I write alot about my struggles with motherhood. Perhaps I write too much about them. Maybe some of you reading this are thinking, “but you’re miserable as a mother. Motherhood hasn’t brought you anything but despair.”

It’s true that motherhood is difficult. It’s always difficult to burn our own desires on the altar of serving others. It’s difficult for a million different reasons, and a good part of the difficulty is that it is at once the hardest and most mind-numbingly boring job in the world. It’s hard to recognize that those two things are true without blaming myself and thinking, “if only I were a better mother, I would love this job.”

What isn’t hard is imagining what might have been. If I hadn’t had Sienna, there are no plethora of paths my life could have taken. There are no alternate universes where I had an abortion and went on to be a successful writer, lawyer, or college professor. Before my daughter was born, I loved drugs more than anything in the world. And she is the only thing that could have changed that.

There have been dark times in pregnancies when the idea of abortion seemed appealing. But I have never looked back and wished I could have had that choice. For me, that choice was as distant and unreachable as it must have been to many women before Roe v. Wade. And for that, I am grateful. Ironically, not having a choice bought me freedom, in the end. Freedom from addiction. Freedom from selfishness. Freedom from a life that at times seemed meaningless and bleak. I will take this life with all its hardships and struggles not in spite of my babies, but because of them. They are what make it worth living.

Kat had the choice I didn’t. She made it, and it haunts her. It torments her. All over our country, mothers and fathers are living in torment after making this choice that was supposed to bring them freedom. But it didn’t bring freedom. It doesn’t. It condemns you to a life of always wondering and regretting. Instead of allowing life to come into the world, letting it change and shape you into someone new, learning to love a baby, delight in a toddler, and find joy in watching a child navigate the world, you are left alone, knowing the child who should have been will never be. That isn’t freedom. It’s a prison.

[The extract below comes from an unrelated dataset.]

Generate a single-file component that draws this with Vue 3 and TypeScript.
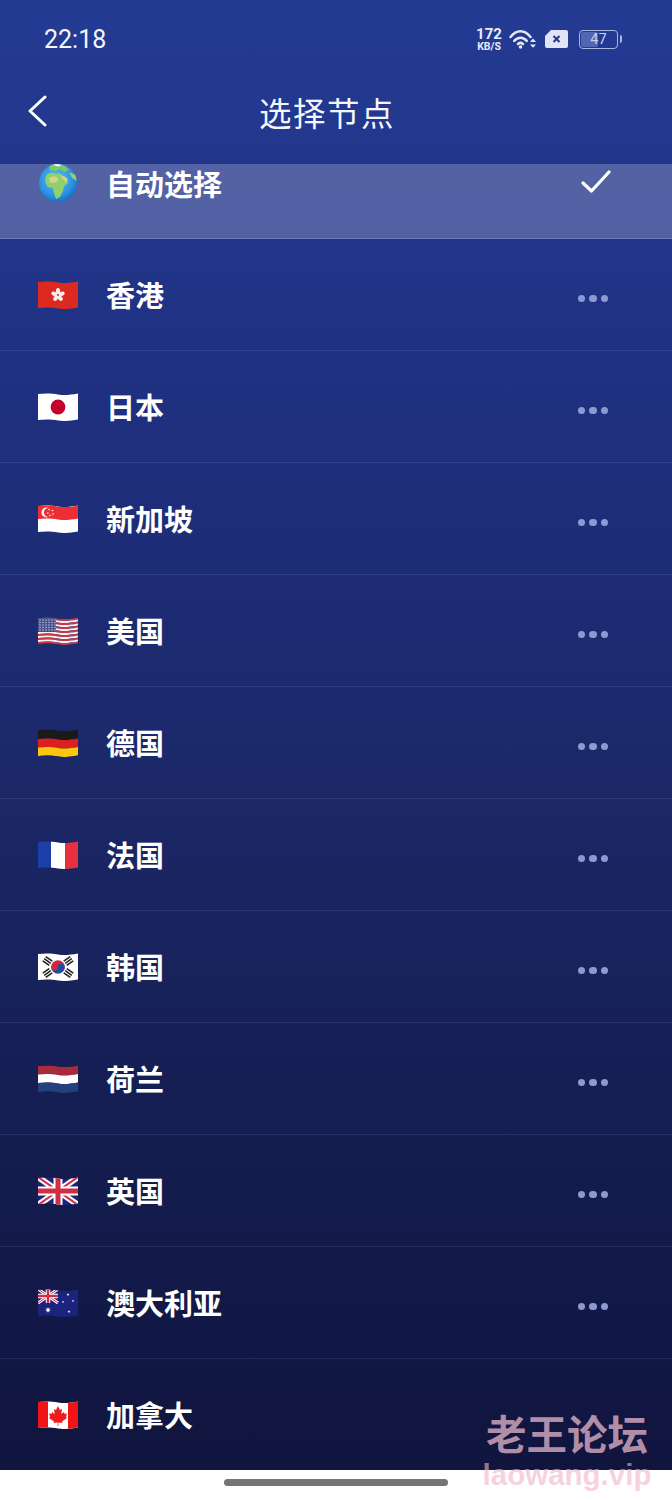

I want that choice taken away. Not just legally, so that women are “forced into back allies.” I want it erased from human consciousness. I want there to never again be a moment when a pregnant woman hears, “you do have a choice not to have the baby.” I want the canisters full of baby limbs and torsos and heads to disappear from our country forever. I want the same people who dedicate their lives to giving women a “choice” instead dedicate their lives to helping expectant mothers and fathers, arranging adoptions, and safeguarding the lives of American infants. I want men and women to no longer be frightened and manipulated into choosing death but once again free to rejoice in life.  No matter how difficult it is, it is always worth it.